I do remain hopeful, however. The increasing visibility and recognition of trans people today has shaken traditionally dichotomous notions of gender, and in turn, other stifling kinds of binaries, which are the very cornerstones for the entrenchment keeping our society from moving forward. Their stories and experiences have great potential to bring us back into the future – a future in which anyone on the gender spectrum everywhere will live freely, unencumbered by social taboos and cultural norms of gender. It is a future in which the “feminine” and “masculine” – as well as all the qualities on the continuum in between – can live and prosper in us all.

Metaphorically, oppression operates like a wheel with many spokes. If we work to dismantle only one or a few specific spokes, the wheel will continue to roll over people. Let us, then, also work on dismantling all the many spokes to conquering all the many forms of oppression in all their many forms.

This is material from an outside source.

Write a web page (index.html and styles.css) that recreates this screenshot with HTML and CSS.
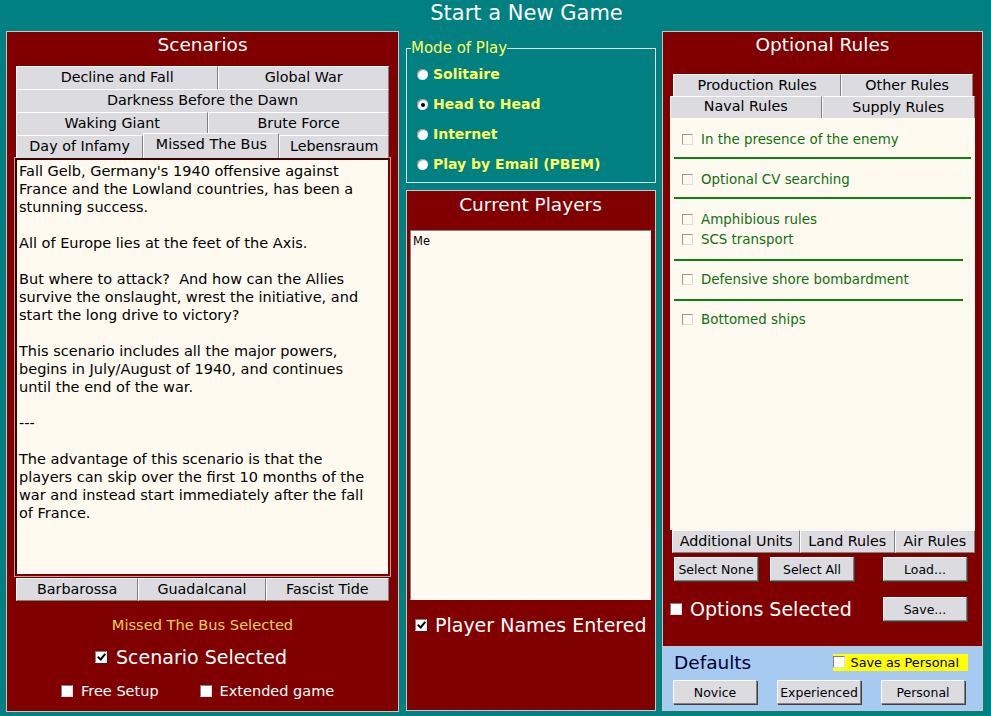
FILE: index.html
```html
<!DOCTYPE html>
<html lang="en">
<head>
    <meta charset="UTF-8">
    <title>Start a New Game</title>
    <link rel="stylesheet" href="styles.css">
</head>
<body>
    <h1 class="title">Start a New Game</h1>
    <div class="main">
        <!-- scenarios -->
        <div class="panel scenarios">
            <h2>Scenarios</h2>
            <div class="tabrow">
                <div class="tab" style="flex: 202">Decline and Fall</div>
                <div class="tab" style="flex: 170">Global War</div>
            </div>
            <div class="tabrow">
                <div class="tab" style="flex: 1">Darkness Before the Dawn</div>
            </div>
            <div class="tabrow">
                <div class="tab" style="flex: 192">Waking Giant</div>
                <div class="tab" style="flex: 180">Brute Force</div>
            </div>
            <div class="tabrow">
                <div class="tab" style="flex: 127">Day of Infamy</div>
                <div class="tab active" style="flex: 136">Missed The Bus</div>
                <div class="tab" style="flex: 109">Lebensraum</div>
            </div>
            <div class="story">
                <p>Fall Gelb, Germany's 1940 offensive against France and the Lowland countries, has been a stunning success.</p>
                <p>All of Europe lies at the feet of the Axis.</p>
                <p>But where to attack?&nbsp; And how can the Allies survive the onslaught, wrest the initiative, and start the long drive to victory?</p>
                <p>This scenario includes all the major powers, begins in July/August of 1940, and continues until the end of the war.</p>
                <p>---</p>
                <p>The advantage of this scenario is that the players can skip over the first 10 months of the war and instead start immediately after the fall of France.</p>
            </div>
            <div class="tabrow bottom">
                <div class="tab" style="flex: 122">Barbarossa</div>
                <div class="tab" style="flex: 127">Guadalcanal</div>
                <div class="tab" style="flex: 123">Fascist Tide</div>
            </div>
            <div class="chosen">Missed The Bus Selected</div>
            <label class="big-check scen-check"><span class="box checked"></span>Scenario Selected</label>
            <div class="extras">
                <label class="small-check"><span class="box white"></span>Free Setup</label>
                <label class="small-check"><span class="box white"></span>Extended game</label>
            </div>
        </div>

        <!-- middle column -->
        <div class="middle">
            <fieldset class="mode">
                <legend>Mode of Play</legend>
                <div class="radio"><span class="dot"></span>Solitaire</div>
                <div class="radio"><span class="dot on"></span>Head to Head</div>
                <div class="radio"><span class="dot"></span>Internet</div>
                <div class="radio"><span class="dot"></span>Play by Email (PBEM)</div>
            </fieldset>
            <div class="panel players">
                <h2>Current Players</h2>
                <div class="listbox">Me</div>
                <label class="big-check"><span class="box checked"></span>Player Names Entered</label>
            </div>
        </div>

        <!-- optional rules -->
        <div class="right">
            <div class="panel rules">
                <h2>Optional Rules</h2>
                <div class="rules-tabs">
                    <div class="tabrow back">
                        <div class="tab" style="flex: 168">Production Rules</div>
                        <div class="tab" style="flex: 131">Other Rules</div>
                    </div>
                    <div class="tabrow">
                        <div class="tab active" style="flex: 149">Naval Rules</div>
                        <div class="tab" style="flex: 151">Supply Rules</div>
                    </div>
                    <div class="rule-list">
                        <div class="rule"><span class="box flat"></span>In the presence of the enemy</div>
                        <div class="sep"></div>
                        <div class="rule"><span class="box flat"></span>Optional CV searching</div>
                        <div class="sep"></div>
                        <div class="rule"><span class="box flat"></span>Amphibious rules</div>
                        <div class="rule"><span class="box flat"></span>SCS transport</div>
                        <div class="sep short"></div>
                        <div class="rule"><span class="box flat"></span>Defensive shore bombardment</div>
                        <div class="sep short"></div>
                        <div class="rule"><span class="box flat"></span>Bottomed ships</div>
                    </div>
                    <div class="tabrow bottom">
                        <div class="tab" style="flex: 127">Additional Units</div>
                        <div class="tab" style="flex: 93">Land Rules</div>
                        <div class="tab" style="flex: 79">Air Rules</div>
                    </div>
                </div>
                <div class="btnrow">
                    <button class="btn">Select None</button>
                    <button class="btn">Select All</button>
                    <button class="btn push">Load...</button>
                </div>
                <div class="btnrow opts">
                    <label class="big-check"><span class="box white"></span>Options Selected</label>
                    <button class="btn push">Save...</button>
                </div>
            </div>
            <div class="defaults">
                <div class="def-head">
                    <span class="def-title">Defaults</span>
                    <label class="personal"><span class="box white"></span>Save as Personal</label>
                </div>
                <div class="def-btns">
                    <button class="btn">Novice</button>
                    <button class="btn">Experienced</button>
                    <button class="btn">Personal</button>
                </div>
            </div>
        </div>
    </div>
</body>
</html>
```

FILE: styles.css
```css
body {
    margin: 0;
    background-color: #008080;
    font-family: "DejaVu Sans", Verdana, sans-serif;
    color: #fff;
    width: 991px;
    height: 716px;
    overflow: hidden;
}

.title {
    margin: 0;
    height: 31px;
    line-height: 27px;
    font-size: 21px;
    font-weight: normal;
    text-align: center;
    padding-left: 62px;
    color: #fff;
}

.main {
    display: flex;
    padding-left: 6px;
}

.panel {
    background: #800000;
    border: 1px solid #c8c8c8;
    box-sizing: border-box;
}

.panel h2 {
    margin: 0;
    font-size: 18.5px;
    font-weight: normal;
    text-align: center;
    line-height: 26px;
}

/* tabs */
.tabrow {
    display: flex;
    height: 23px;
}

.tab {
    background: #dcdce0;
    color: #000;
    font-size: 14.3px;
    text-align: center;
    line-height: 21px;
    border-top: 1px solid #fff;
    border-left: 1px solid #fff;
    border-right: 1px solid #808080;
    box-sizing: border-box;
    white-space: nowrap;
    overflow: hidden;
}

.tab.active {
    margin-top: -2px;
    height: 25px;
    line-height: 20px;
    position: relative;
    border-bottom: none;
}

/* scenarios */
.scenarios {
    width: 393px;
    height: 681px;
    padding: 0 9px 0 9px;
}

.scenarios h2 {
    height: 34px;
    line-height: 26px;
}

.story {
    height: 418px;
    margin-left: -1px;
    margin-right: -1px;
    background: #fffaf0;
    border: 2px solid #800000;
    border-top-color: #400000;
    border-left-color: #400000;
    box-shadow: 0 0 0 1px #c0a0a0;
    box-sizing: border-box;
    color: #000;
    font-size: 14.5px;
    line-height: 18px;
    padding: 2px 12px 1px 2px;
    overflow: hidden;
}

.story p {
    margin: 0 0 18px 0;
}

.tabrow.bottom .tab {
    border-bottom: 1px solid #808080;
    line-height: 20px;
}

.scenarios .tabrow.bottom {
    margin-top: 2px;
}

.chosen {
    color: #f0d050;
    font-size: 14.6px;
    text-align: center;
    margin-top: 15px;
    line-height: 18px;
}

.box {
    display: inline-block;
    flex: none;
    width: 11px;
    height: 11px;
    box-sizing: border-box;
    background: #fff;
    position: relative;
    vertical-align: middle;
}

.box.checked {
    border: 1px solid #808080;
    border-right-color: #fff;
    border-bottom-color: #fff;
}

.box.checked::after {
    content: "";
    position: absolute;
    left: 3px;
    top: 0px;
    width: 3px;
    height: 6px;
    border: solid #000;
    border-width: 0 2px 2px 0;
    transform: rotate(40deg);
}

.box.white {
    width: 12px;
    height: 12px;
    border: 1px solid #808080;
    border-right-color: #e0e0e0;
    border-bottom-color: #e0e0e0;
}

.box.flat {
    border: 1px solid #999;
    border-right-color: #ddd;
    border-bottom-color: #ddd;
    background: #fffaf0;
}

.big-check {
    display: flex;
    align-items: center;
    gap: 8px;
    font-size: 19px;
    line-height: 22px;
}

.big-check .box {
    width: 12px;
    height: 12px;
}

.scen-check {
    margin: 12px 0 0 79px;
    gap: 9px;
}

.extras {
    display: flex;
    margin-top: 14px;
    margin-left: 45px;
}

.small-check {
    display: flex;
    align-items: center;
    gap: 8px;
    font-size: 14.5px;
    line-height: 18px;
}

.small-check + .small-check {
    margin-left: 41px;
}

/* middle */
.middle {
    width: 250px;
    margin: 0 6px 0 7px;
    display: flex;
    flex-direction: column;
}

.mode {
    margin: 8px 0 0 0;
    height: 144px;
    box-sizing: border-box;
    border: 1px solid #e0e0e0;
    padding: 7px 0 0 10px;
    color: #ffff60;
    font-weight: bold;
    font-size: 14px;
}

.mode legend {
    padding: 0;
    margin-left: -6px;
    font-weight: normal;
    font-size: 15px;
    line-height: 18px;
}

.radio {
    display: flex;
    align-items: center;
    gap: 5px;
    height: 30px;
    margin-top: -6px;
    margin-bottom: 6px;
}

.radio:first-of-type {
    margin-top: -5px;
}

.dot {
    width: 11px;
    height: 11px;
    border-radius: 50%;
    background: #fff;
    box-shadow: inset 1px 1px 1px #888;
    position: relative;
}

.dot.on::after {
    content: "";
    position: absolute;
    left: 4px;
    top: 4px;
    width: 4px;
    height: 4px;
    border-radius: 50%;
    background: #000;
}

.players {
    margin-top: 7px;
    height: 521px;
    padding: 0 4px 0 3px;
}

.players h2 {
    height: 39px;
    line-height: 27px;
}

.listbox {
    height: 370px;
    background: #fffaf0;
    border: 1px solid #808080;
    border-right-color: #fff;
    border-bottom-color: #fff;
    box-sizing: border-box;
    color: #000;
    font-size: 11.5px;
    padding: 2px 2px;
    line-height: 16px;
}

.players .big-check {
    margin: 14px 0 0 5px;
}

/* right */
.right {
    width: 321px;
    display: flex;
    flex-direction: column;
}

.rules {
    height: 616px;
    padding: 0 7px 0 7px;
}

.rules h2 {
    height: 42px;
    line-height: 26px;
}

.rules-tabs {
    width: 305px;
}

.rules-tabs .tabrow {
    height: 22px;
}

.rules-tabs .tabrow.back {
    padding: 0 2px 0 3px;
}

.rules-tabs .tab {
    line-height: 21px;
}

.rules-tabs .tab.active {
    margin-top: 0;
    height: 22px;
    line-height: 19px;
}

.rule-list {
    height: 412px;
    background: #fffaf0;
    padding: 11px 4px 0 4px;
    box-sizing: border-box;
}

.rule {
    display: flex;
    align-items: center;
    gap: 8px;
    color: #107010;
    font-size: 13.4px;
    height: 20px;
    padding-left: 8px;
}

.sep {
    height: 2px;
    background: #108010;
    margin: 8px 0 10px 0;
}

.sep.short {
    margin-right: 8px;
    margin-top: 10px;
    margin-bottom: 8px;
}

.rules-tabs .tabrow.bottom {
    height: 23px;
    padding-left: 2px;
}

.btn {
    font-family: "DejaVu Sans", Verdana, sans-serif;
    font-size: 12.5px;
    color: #000;
    background: #dcdce0;
    border: 1px solid #fff;
    border-right-color: #808080;
    border-bottom-color: #808080;
    box-shadow: 1px 1px 0 #404040;
    width: 84px;
    height: 24px;
    padding: 0;
}

.btnrow {
    display: flex;
    gap: 12px;
    margin-top: 4px;
    padding-left: 4px;
}

.btnrow .push {
    margin-left: auto;
    margin-right: 8px;
}

.btnrow.opts {
    padding-left: 0;
    margin-top: 16px;
    align-items: center;
}

.defaults {
    height: 64px;
    background: #a6caf0;
    border: 1px solid #c8c8c8;
    border-top: none;
    box-sizing: border-box;
    padding: 3px 10px 0 10px;
}

.def-head {
    display: flex;
    align-items: center;
    justify-content: space-between;
    height: 24px;
}

.def-title {
    color: #000030;
    font-size: 18.5px;
    margin-left: 1px;
}

.personal {
    display: flex;
    align-items: center;
    gap: 6px;
    background: #ffff00;
    color: #000;
    font-size: 12.8px;
    height: 17px;
    padding-right: 9px;
    margin-right: 4px;
}

.personal .box {
    background: #fff;
}

.def-btns {
    display: flex;
    justify-content: space-between;
    margin-top: 6px;
    padding-right: 7px;
}
```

Until and unless we can join in coalition with other groups, I consider that the possibility for achieving a genuine sense of community and a genuine sense of equity will be unattainable.

I believe also that sexual and relational attractions and gender identities and expressions alone are not sufficient to connect a community, and by extension, a movement for progressive social change, and that we must, therefore, look beyond ourselves and base a community and a movement not simply on social identities, but also on shared ideals and values among individuals from disparate social identities, with like minds, political philosophies, and strategies for achieving their objectives.

Let us revel in our past victories, for we have fought tirelessly for them. But let us not dwell here because we have further to go to ensure a truly just and equitable society and world. In the final analysis, whenever anyone is diminished, we are all demeaned, when anyone or any group remains institutionally and socially marginalized, excluded, or disenfranchised from primary rights and benefits, the possibility for authentic community cannot be realized unless and until we become involved, to challenge, to question, and to act in truly transformational ways.

I hope, therefore, that we can reignite the revolutionary and transformational flame of what was Stonewall.

I want to thank Chase Catalano, Bradley Freihoffer, Paul Gorski, Joseph Henderson, Nana Osei-Kofi, and Samuel Pottebaum for their insightful suggested editorial changes and additions to this essay.